TASK TO CARRY OUT → Count the lines containing "this". Give the number alone.

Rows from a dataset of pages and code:
* Begin *

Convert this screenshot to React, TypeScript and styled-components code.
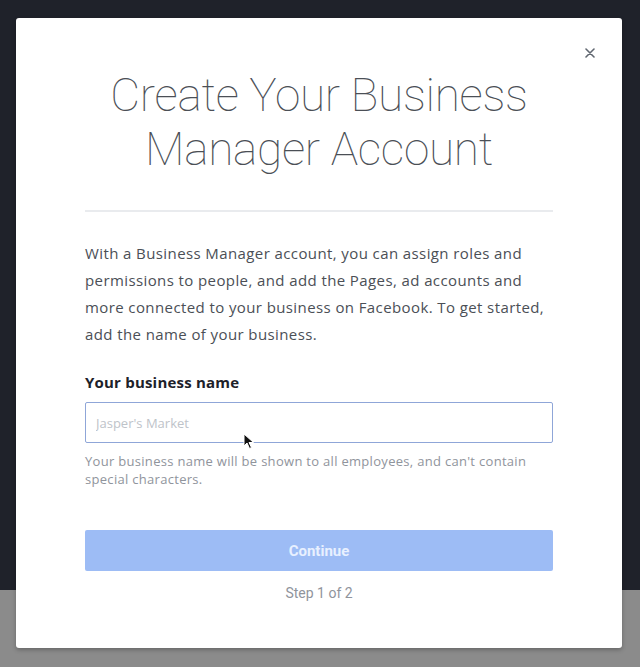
import React from "react";
import styled, { createGlobalStyle } from "styled-components";

const GlobalStyle = createGlobalStyle`
  html, body {
    margin: 0;
    padding: 0;
  }
  body {
    width: 640px;
    height: 667px;
    overflow: hidden;
    background: linear-gradient(to bottom, #1f222a 0, #1f222a 590px, #8b8b8b 590px, #8b8b8b 100%);
    font-family: "Open Sans", "Roboto", sans-serif;
  }
`;

const Page = styled.div`
  padding: 18px 18px 0 16px;
`;

const Modal = styled.div`
  position: relative;
  width: 606px;
  height: 630px;
  box-sizing: border-box;
  background: #ffffff;
  border-radius: 3px;
  box-shadow: 0 2px 4px rgba(0, 0, 0, 0.25);
  padding: 50px 69px 0 69px;
  display: flex;
  flex-direction: column;
`;

const CloseButton = styled.button`
  position: absolute;
  top: 25px;
  right: 22px;
  width: 20px;
  height: 20px;
  padding: 0;
  border: none;
  background: none;
  display: flex;
  align-items: center;
  justify-content: center;
  cursor: pointer;
`;

const Title = styled.h1`
  margin: 0;
  font-family: "Roboto", "Lato", sans-serif;
  font-weight: 100;
  font-size: 46px;
  line-height: 54px;
  color: #4b4f56;
  text-align: center;
  letter-spacing: -0.3px;
`;

const Divider = styled.hr`
  margin: 34px 0 0 0;
  border: none;
  border-top: 2px solid #e9ebee;
`;

const Intro = styled.p`
  margin: 28px -8px 0 0;
  font-family: "Open Sans", "Roboto", sans-serif;
  font-size: 15px;
  line-height: 27px;
  color: #4b4f56;
  letter-spacing: 0.4px;
`;

const Label = styled.label`
  display: block;
  margin-top: 24px;
  font-family: "Open Sans", "Roboto", sans-serif;
  font-weight: 700;
  font-size: 15px;
  line-height: 20px;
  color: #1d2129;
  letter-spacing: 0.2px;
`;

const InputWrap = styled.div`
  position: relative;
  margin-top: 10px;
`;

const Input = styled.input`
  display: block;
  width: 100%;
  height: 41px;
  box-sizing: border-box;
  padding: 0 10px;
  border: 1px solid #8fa6d8;
  border-radius: 2px;
  font-family: "Open Sans", "Roboto", sans-serif;
  font-size: 13px;
  color: #1d2129;
  outline: none;
  &::placeholder {
    color: #bec3c9;
  }
`;

const Cursor = styled.svg`
  position: absolute;
  left: 158px;
  top: 31px;
`;

const Help = styled.p`
  margin: 9px 0 0 0;
  font-size: 13px;
  line-height: 18px;
  color: #90949c;
  letter-spacing: 0.3px;
`;

const ContinueButton = styled.button`
  margin-top: 42px;
  height: 41px;
  width: 100%;
  border: none;
  border-radius: 2px;
  background: #9dbcf5;
  color: #e8f0ff;
  font-family: "Roboto", "Liberation Sans", sans-serif;
  font-weight: 700;
  font-size: 15px;
`;

const Step = styled.div`
  margin-top: 14px;
  text-align: center;
  font-family: "Roboto", "Liberation Sans", sans-serif;
  font-size: 14px;
  color: #90949c;
`;

export default function App() {
  return (
    <>
      <GlobalStyle />
      <Page>
        <Modal>
          <CloseButton aria-label="Close">
            <svg width="10" height="10" viewBox="0 0 10 10">
              <path d="M1 1L9 9M9 1L1 9" stroke="#606770" strokeWidth="1.6" strokeLinecap="round" />
            </svg>
          </CloseButton>
          <Title>
            Create Your Business
            <br />
            Manager Account
          </Title>
          <Divider />
          <Intro>
            With a Business Manager account, you can assign roles and
            permissions to people, and add the Pages, ad accounts and more
            connected to your business on Facebook. To get started, add the
            name of your business.
          </Intro>
          <Label htmlFor="bizname">Your business name</Label>
          <InputWrap>
            <Input id="bizname" placeholder="Jasper's Market" />
            <Cursor width="12" height="17" viewBox="0 0 12 17">
              <path d="M1 1L1 13L4 10L6.5 15.5L8.5 14.5L6 9.5L10.5 9.5Z" fill="#111" stroke="#fff" strokeWidth="1" />
            </Cursor>
          </InputWrap>
          <Help>
            Your business name will be shown to all employees, and can't
            contain special characters.
          </Help>
          <ContinueButton>Continue</ContinueButton>
          <Step>Step 1 of 2</Step>
        </Modal>
      </Page>
    </>
  );
}
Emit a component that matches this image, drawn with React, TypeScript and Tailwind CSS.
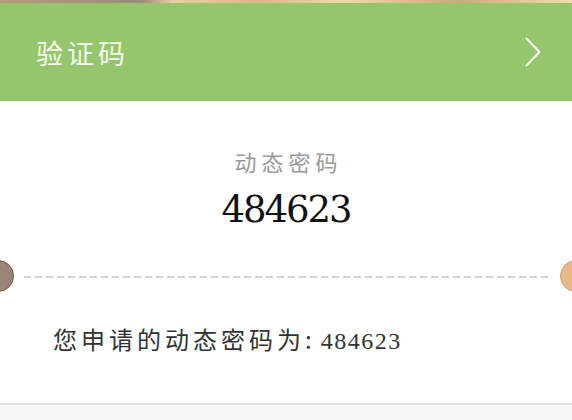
import React from "react";

const cjk = { fontFamily: '"Noto Sans CJK SC", "Noto Sans", sans-serif' };
const serif = { fontFamily: '"DejaVu Serif", "Liberation Serif", serif' };
const serif2 = { fontFamily: '"Liberation Serif", "DejaVu Serif", serif' };

export default function App() {
  return (
    <div className="w-[572px] h-[420px] bg-[#f8f8f8] overflow-hidden flex flex-col">
      <div className="h-[3px] bg-[linear-gradient(90deg,#b79a77_0%,#9c8a7c_25%,#e9cf9e_30%,#d7b98b_45%,#f0d9a8_60%,#caa97c_80%,#f1dcae_100%)]" />
      <div className="h-[98px] bg-[#95c56d] flex items-center justify-between pl-[36px] pr-[31px]">
        <span
          className="text-[27px] leading-[27px] tracking-[4px] text-[#f6faf1]"
          style={cjk}
        >
          验证码
        </span>
        <svg width="16" height="30" viewBox="0 0 16 30" fill="none">
          <polyline
            points="1.5,1.5 14.5,15 1.5,28.5"
            stroke="#ffffff"
            strokeWidth="2"
            strokeLinecap="round"
            strokeLinejoin="round"
          />
        </svg>
      </div>
      <div className="h-[304px] bg-white border-b-2 border-[#e4e4e4] flex flex-col">
        <div
          className="mt-[49px] text-center text-[22px] leading-[22px] tracking-[5px] text-[#9a9a9a] pl-[5px]"
          style={cjk}
        >
          动态密码
        </div>
        <div
          className="mt-[17px] text-center text-[37px] leading-[41px] tracking-[-2px] text-[#111111]"
          style={serif}
        >
          484623
        </div>
        <div className="relative mt-[46px] h-[2px] mx-[24px] bg-[repeating-linear-gradient(90deg,#d4d4d4_0px,#d4d4d4_7px,transparent_7px,transparent_11px)]">
          <div className="absolute left-[-42px] top-[-16px] w-[32px] h-[32px] rounded-full bg-[#9b847a] border border-[#6f5b53]" />
          <div className="absolute right-[-44px] top-[-16px] w-[32px] h-[32px] rounded-full bg-[#e9b98c] border border-[#d19c6c]" />
        </div>
        <div className="mt-[48px] pl-[53px] flex items-baseline text-[#333333]">
          <span className="text-[24px] leading-[26px] tracking-[4px]" style={cjk}>
            您申请的动态密码为:
          </span>
          <span className="text-[24px] leading-[26px] tracking-[1.5px] pl-[5px]" style={serif2}>
            484623
          </span>
        </div>
      </div>
    </div>
  );
}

* End *

CORRECT RESULT → 2